Les poésies érotico-mystiques sont toujours fort appréciées par les musulmans. C’est ainsi que le raïs de Muradabad a publié à ses frais le Dard-i dil « la Douleur du cœur », masnawi célèbre d’un poëte hindoustani fort connu, le maulawi Muhammad Abd urraschid Dard[2].

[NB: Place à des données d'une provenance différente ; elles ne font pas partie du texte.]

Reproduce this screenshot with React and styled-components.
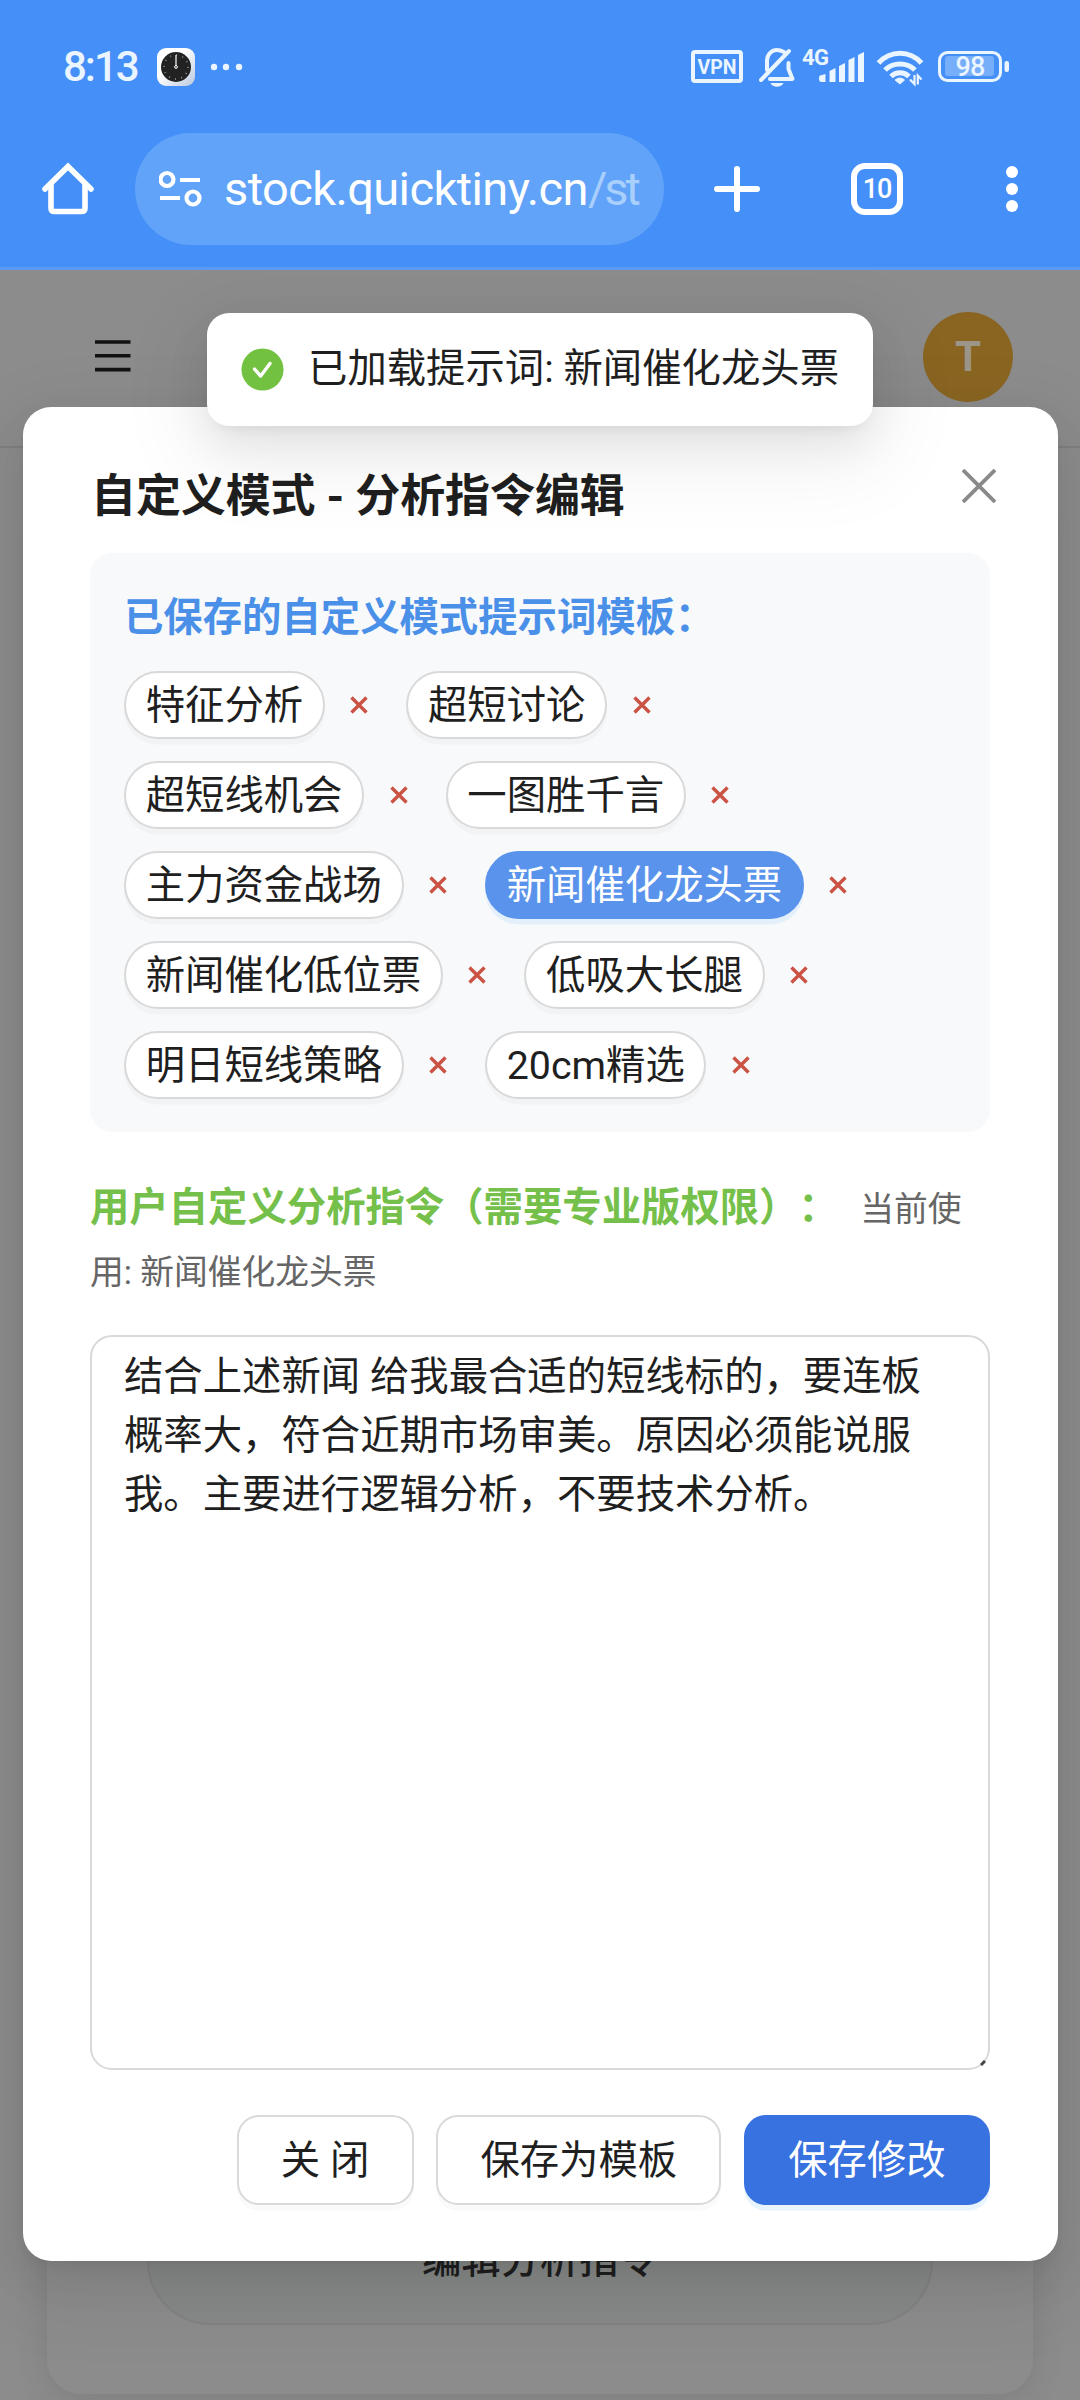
import React, { useState } from "react";
import styled, { createGlobalStyle } from "styled-components";

const GlobalStyle = createGlobalStyle`
  * {
    box-sizing: border-box;
  }
  body {
    margin: 0;
    background-color: #8c8c8c;
    font-family: Roboto, "Noto Sans CJK SC", sans-serif;
    font-size: 39.375px;
    color: #1f1f1f;
    text-spacing-trim: space-all;
  }
  button, textarea {
    font: inherit;
    color: inherit;
  }
`;

const Screen = styled.div`
  position: relative;
  display: flex;
  flex-direction: column;
  width: 1080px;
  height: 2400px;
  overflow: hidden;
`;

/* phone and browser chrome */
const Chrome = styled.header`
  position: relative;
  z-index: 3;
  height: 270px;
  flex: none;
  background-color: #458ff8;
  border-bottom: 3px solid #5a9af2;
  color: #fff;
`;
const StatusBar = styled.div`
  display: flex;
  align-items: center;
  height: 133px;
  padding: 0 71px 0 63px;
  color: #eaf5ff;
`;
const Time = styled.span`
  width: 94px;
  font-size: 42px;
  font-weight: 500;
  letter-spacing: -2px;
`;
const StatusIcons = styled.div`
  display: flex;
  align-items: center;
  margin-left: auto;
`;
const Toolbar = styled.div`
  display: flex;
  align-items: center;
  height: 112px;
  padding-left: 42px;
`;
const UrlPill = styled.div`
  display: flex;
  align-items: center;
  width: 529px;
  height: 112px;
  margin-left: 41px;
  padding: 0 23px 0 24px;
  border-radius: 56px;
  background-color: #60a3f8;
`;
const Url = styled.div`
  flex: 1;
  margin-left: 21px;
  overflow: hidden;
  white-space: nowrap;
  font-size: 47px;
  line-height: 60px;
  letter-spacing: -0.6px;
`;
const UrlPath = styled.span`
  color: #a9cffc;
  letter-spacing: -3px;
`;
const ToolbarButton = styled.div`
  display: flex;
  margin-left: ${(props) => props.gap}px;
`;
const TabCount = styled.div`
  display: flex;
  align-items: center;
  justify-content: center;
  width: 52px;
  height: 52px;
  border: 6px solid #fff;
  border-radius: 14px;
  font-size: 27px;
  font-weight: 500;
  letter-spacing: -1.2px;
`;

/* page behind the modal */
const Page = styled.main`
  display: flex;
  flex-direction: column;
  flex: 1;
`;
const AppBar = styled.div`
  display: flex;
  align-items: center;
  justify-content: space-between;
  height: 178px;
  padding: 0 67px 3px 95px;
  border-bottom: 2px solid #7f7f7f;
`;
const Avatar = styled.div`
  display: flex;
  align-items: center;
  justify-content: center;
  width: 90px;
  height: 90px;
  border-radius: 50%;
  background-color: #8a6522;
  color: #9c958a;
  font-size: 42px;
  font-weight: 700;
`;
const Card = styled.section`
  display: flex;
  flex: 1;
  align-items: flex-end;
  margin: 45px 47px 6px;
  padding: 0 100px 69px;
  border-radius: 34px;
  background-color: #8c8c8c;
  box-shadow: 0 6px 34px rgba(0, 0, 0, 0.1);
`;
const EditButton = styled.button`
  flex: 1;
  height: 135px;
  padding-bottom: 5px;
  border: 2px solid #828282;
  border-radius: 64px;
  background-color: #868987;
  font-weight: 500;
`;

/* modal */
const softShadow = `0 17px 45px rgba(0, 0, 0, 0.08), 0 8px 17px -11px rgba(0, 0, 0, 0.12), 0 25px 79px 22px rgba(0, 0, 0, 0.05)`;

const Modal = styled.div`
  position: absolute;
  z-index: 1;
  top: 407px;
  left: 23px;
  width: 1035px;
  height: 1854px;
  padding: 54px 68px 56px 67px;
  border-radius: 28px;
  background-color: #fff;
  box-shadow: ${softShadow};
`;
const ModalHead = styled.div`
  display: flex;
  justify-content: space-between;
  height: 92px;
`;
const ModalTitle = styled.h1`
  margin: 2px 0 0 1px;
  font-size: 45px;
  font-weight: 700;
  letter-spacing: -0.1px;
  line-height: 68px;
`;
const CloseIcon = styled.svg`
  margin: 8px -6px 0 0;
`;
const Saved = styled.div`
  height: 579px;
  padding: 34px 34px 32px;
  border-radius: 22px;
  background-color: #f8f9fb;
`;
const SavedTitle = styled.h2`
  margin: 0 0 22px;
  color: #4a90e8;
  font-size: 39.375px;
  font-weight: 700;
  line-height: 62px;
`;
const ChipList = styled.div`
  display: flex;
  flex-wrap: wrap;
  gap: 22.5px 12.5px;
`;
const ChipItem = styled.div`
  display: flex;
  align-items: center;
`;
const Chip = styled.button`
  height: 67.5px;
  padding: 0 19.7px 6px;
  border: 2px solid ${(props) => (props.$active ? "#5a93ec" : "#d9d9d9")};
  border-radius: 45px;
  background-color: ${(props) => (props.$active ? "#5a93ec" : "#fff")};
  box-shadow: 0 5.6px 0 ${(props) => (props.$active ? "#e3f0fc" : "#f2f3f5")};
  color: ${(props) => (props.$active ? "#fff" : "#1f1f1f")};
  white-space: nowrap;
`;
const Remove = styled.button`
  display: flex;
  align-items: center;
  justify-content: center;
  width: 69px;
  height: 67px;
  padding: 0;
  border: 0;
  background: none;
`;
const Label = styled.p`
  margin: 45px 0 34px;
  line-height: 61px;
  height: 124px;
  color: #75c04a;
  font-weight: 700;
`;
const Current = styled.span`
  margin-left: 22.5px;
  color: #666;
  font-size: 33.75px;
  font-weight: 400;
`;
const Field = styled.div`
  position: relative;
  height: 735px;
`;
const Prompt = styled.textarea`
  display: block;
  width: 100%;
  height: 735px;
  padding: 10px 32px;
  border: 2px solid #d9d9d9;
  border-radius: 22px;
  outline: none;
  resize: none;
  line-height: 59.06px;
  background-color: #fff;
`;
const Grip = styled.svg`
  position: absolute;
  right: 4px;
  bottom: 4px;
`;
const Footer = styled.div`
  display: flex;
  justify-content: flex-end;
  gap: 22.5px;
  margin-top: 45px;
`;
const Button = styled.button`
  height: 90px;
  padding: 0 42.3px 8px;
  border: 2px solid ${(props) => (props.$primary ? "#3872e0" : "#d9d9d9")};
  border-radius: 22px;
  background-color: ${(props) => (props.$primary ? "#3872e0" : "#fff")};
  box-shadow: 0 5.6px 0 ${(props) => (props.$primary ? "#e8f4fd" : "#fafafa")};
  color: ${(props) => (props.$primary ? "#fff" : "#1f1f1f")};
`;

/* toast */
const Toast = styled.div`
  position: absolute;
  z-index: 2;
  top: 313px;
  left: 207px;
  display: flex;
  align-items: center;
  width: 666px;
  height: 113px;
  padding: 0 34px;
  border-radius: 22px;
  background-color: #fff;
  box-shadow: ${softShadow};
  white-space: nowrap;
`;
const ToastText = styled.span`
  margin: -10px 0 0 24px;
`;

const templates = [
  "特征分析",
  "超短讨论",
  "超短线机会",
  "一图胜千言",
  "主力资金战场",
  "新闻催化龙头票",
  "新闻催化低位票",
  "低吸大长腿",
  "明日短线策略",
  "20cm精选",
];

const ClockIcon = () => (
  <svg width="38" height="38" viewBox="0 0 38 38">
    <defs>
      <linearGradient id="clock" x1="0" y1="0" x2="1" y2="1">
        <stop offset="0.4" stopColor="#fff" />
        <stop offset="1" stopColor="#b9c8de" />
      </linearGradient>
    </defs>
    <rect width="38" height="38" rx="9" fill="url(#clock)" />
    <circle cx="19" cy="19" r="15" fill="#222" />
    <circle cx="19" cy="19" r="12" fill="none" stroke="#999" strokeWidth="2" strokeDasharray="0.8 5.48" />
    <path d="M19 18V7" stroke="#fff" strokeWidth="1.2" />
    <circle cx="19" cy="19" r="1.4" fill="none" stroke="#fff" />
  </svg>
);

const DotsSvg = styled.svg`
  margin-left: 15px;
`;
const StatusDots = () => (
  <DotsSvg width="34" height="8" viewBox="0 0 34 8" fill="currentColor">
    <circle cx="4" cy="4" r="3.2" />
    <circle cx="16" cy="4" r="3.2" />
    <circle cx="29" cy="4" r="3.2" />
  </DotsSvg>
);

const StatusSvg = () => (
  <svg width="320" height="44" viewBox="689 44 320 44" fill="none" stroke="currentColor">
    <rect x="693" y="51" width="48" height="29" rx="2" strokeWidth="4" />
    <text x="717" y="72.5" textAnchor="middle" fontSize="19.5" fontWeight="700" fill="currentColor" stroke="none">VPN</text>
    {/* muted bell */}
    <g strokeWidth="4" strokeLinejoin="round" strokeLinecap="round">
      <path d="M767 69V60c0-7 5-11 10-11 3 0 5 1 7 2M788.500 62v6l4 10H770" />
      <path d="M761 79L789 50" />
    </g>
    <path d="M770.500 82h13c-2 5-11 5-13 0z" fill="currentColor" stroke="none" />
    <text x="802" y="63.500" fontSize="22" fontWeight="700" letterSpacing="-0.5" fill="currentColor" stroke="none">4G</text>
    <g fill="currentColor" stroke="none">
      <path d="M819 77q0-3 3-3l3.500-1v8h-4q-2.500 0-2.500-3z" />
      <path d="M829.500 70l6-3v14h-6z" />
      <path d="M839 65l6-3v19h-6z" />
      <path d="M848.500 59l6-3v25h-6z" />
      <path d="M858 54l6-3v30h-6z" />
    </g>
    <g strokeWidth="5">
      <path d="M878.500 62c12-13 31-13 43 0" />
      <path d="M885 69c8-8 22-8 30 0" />
      <path d="M891 75.500c5-5 13-5 18 0" />
    </g>
    <path d="M895 79q5-4 9.500 0l-4.500 4z" fill="currentColor" strokeWidth="1" />
    {/* traffic arrows */}
    <path d="M914.500 74v9l-4.500-4.500M917.800 83.500v-9l3.700 4" strokeWidth="2.200" />
    <rect x="939.500" y="51.500" width="61" height="28" rx="8" strokeWidth="3" />
    <rect x="945" y="55" width="49" height="20" rx="3" fill="#77aefa" stroke="none" />
    <text x="970" y="75.200" textAnchor="middle" fontSize="27" fontWeight="500" letterSpacing="-0.8" fill="currentColor" stroke="none">98</text>
    <rect x="1004.500" y="60" width="4.500" height="11" rx="2" fill="currentColor" stroke="none" />
  </svg>
);

const HomeIcon = () => (
  <svg width="52" height="54" viewBox="42 162 52 54" fill="none" stroke="#fff" strokeWidth="5.600" strokeLinecap="round">
    <path d="M45 189L68 166.500L91 189" />
    <path d="M51 185v23q0 3.500 3.500 3.500h27q3.500 0 3.500-3.500v-23" />
  </svg>
);

const TuneIcon = () => (
  <svg width="44" height="38" viewBox="159 170 44 38" fill="none" stroke="#fff" strokeWidth="4.200">
    <circle cx="167" cy="179.500" r="6.500" />
    <path d="M180 180h20M160 198h20" />
    <circle cx="193" cy="198" r="6.500" />
  </svg>
);

const PlusIcon = () => (
  <svg width="46" height="46" viewBox="0 0 46 46" stroke="#fff" strokeWidth="6" strokeLinecap="round">
    <path d="M23 3v40M3 23h40" />
  </svg>
);

const MoreIcon = () => (
  <svg width="12" height="46" viewBox="0 0 12 46" fill="#fff">
    <circle cx="6" cy="6" r="6" />
    <circle cx="6" cy="23" r="6" />
    <circle cx="6" cy="40" r="6" />
  </svg>
);

const MenuSvg = styled.svg`
  margin-top: -2px;
`;
const MenuIcon = () => (
  <MenuSvg width="36" height="32" viewBox="0 0 36 32" stroke="#121212" strokeWidth="3.600">
    <path d="M0 2h35.500M0 15.800h35.500M0 29.600h35.500" />
  </MenuSvg>
);

const CheckIcon = () => (
  <svg width="46" height="46" viewBox="0 0 46 46">
    <circle cx="23" cy="22.500" r="22.500" fill="#73c140" />
    <path d="M14.500 22l6.500 7.500L31 16" fill="none" stroke="#fff" strokeWidth="3.600" strokeLinecap="round" strokeLinejoin="round" />
  </svg>
);

const RemoveIcon = () => (
  <svg width="18" height="18" viewBox="0 0 18 18" stroke="#cb5344" strokeWidth="3.400">
    <path d="M1.500 1.500l15 15M16.500 1.500l-15 15" />
  </svg>
);

const App = () => {
  const [active, setActive] = useState("新闻催化龙头票");
  const [prompt, setPrompt] = useState(
    "结合上述新闻 给我最合适的短线标的，要连板概率大，符合近期市场审美。原因必须能说服我。主要进行逻辑分析，不要技术分析。"
  );

  return (
    <Screen lang="zh-CN">
      <GlobalStyle />
      <Chrome>
        <StatusBar>
          <Time>8:13</Time>
          <ClockIcon />
          <StatusDots />
          <StatusIcons>
            <StatusSvg />
          </StatusIcons>
        </StatusBar>
        <Toolbar>
          <HomeIcon />
          <UrlPill>
            <TuneIcon />
            <Url>
              stock.quicktiny.cn<UrlPath>/str</UrlPath>
            </Url>
          </UrlPill>
          <ToolbarButton gap={50}>
            <PlusIcon />
          </ToolbarButton>
          <ToolbarButton gap={91}>
            <TabCount>10</TabCount>
          </ToolbarButton>
          <ToolbarButton gap={103}>
            <MoreIcon />
          </ToolbarButton>
        </Toolbar>
      </Chrome>
      <Page>
        <AppBar>
          <MenuIcon />
          <Avatar>T</Avatar>
        </AppBar>
        <Card>
          <EditButton>编辑分析指令</EditButton>
        </Card>
      </Page>
      <Modal>
        <ModalHead>
          <ModalTitle>自定义模式 - 分析指令编辑</ModalTitle>
          <CloseIcon width="34" height="34" viewBox="0 0 34 34" stroke="#8a8a8a" strokeWidth="3.800">
            <path d="M1 1l32 32M33 1L1 33" />
          </CloseIcon>
        </ModalHead>
        <Saved>
          <SavedTitle>已保存的自定义模式提示词模板：</SavedTitle>
          <ChipList>
            {templates.map((t) => (
              <ChipItem key={t}>
                <Chip $active={t === active} onClick={() => setActive(t)}>{t}</Chip>
                <Remove>
                  <RemoveIcon />
                </Remove>
              </ChipItem>
            ))}
          </ChipList>
        </Saved>
        <Label>
          用户自定义分析指令（需要专业版权限）：
          <Current>当前使用: {active}</Current>
        </Label>
        <Field>
          <Prompt value={prompt} spellCheck={false} onChange={(e) => setPrompt(e.target.value)} />
          <Grip width="6" height="6" viewBox="0 0 6 6" stroke="#444" strokeWidth="3">
            <path d="M1 5L5 1" />
          </Grip>
        </Field>
        <Footer>
          <Button>关 闭</Button>
          <Button>保存为模板</Button>
          <Button $primary>保存修改</Button>
        </Footer>
      </Modal>
      <Toast>
        <CheckIcon />
        <ToastText>已加载提示词: 新闻催化龙头票</ToastText>
      </Toast>
    </Screen>
  );
};

export default App;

J’ai encore cette année à mentionner un nouveau Tazkïra imprimé à Lakhnau en 1875. Je veux parler du Sukhan-i Schu’arâ « les Discours des poëtes », biographie anthologique[3] par le maulawi Abu Muhammad Abd ulgafûr Khan, connu poétiquement sous le nom de Nassakh, élève de Wahschat (le maulawi Hafiz Raschid unnabi)[4]. On doit à cet éminent écrivain plusieurs autres ouvrages, un poème, entre autres, récemment publié aussi à Lakhnau sous le

  1. Ici le journaliste fournit la liste des trente-quatre marsiyas du premier volume et des trente-quatre du second, en ayant soin de donner le premier hémistiche de chacun de ces marsiyas.
  2. « Hist. de la littér. hind. », t. Ier, p. 408 et suiv.
  3. J’en parlerai plus au long dans l’Appendice.
  4. « Hist. de la Iittér. hind. », t. II, p. 450.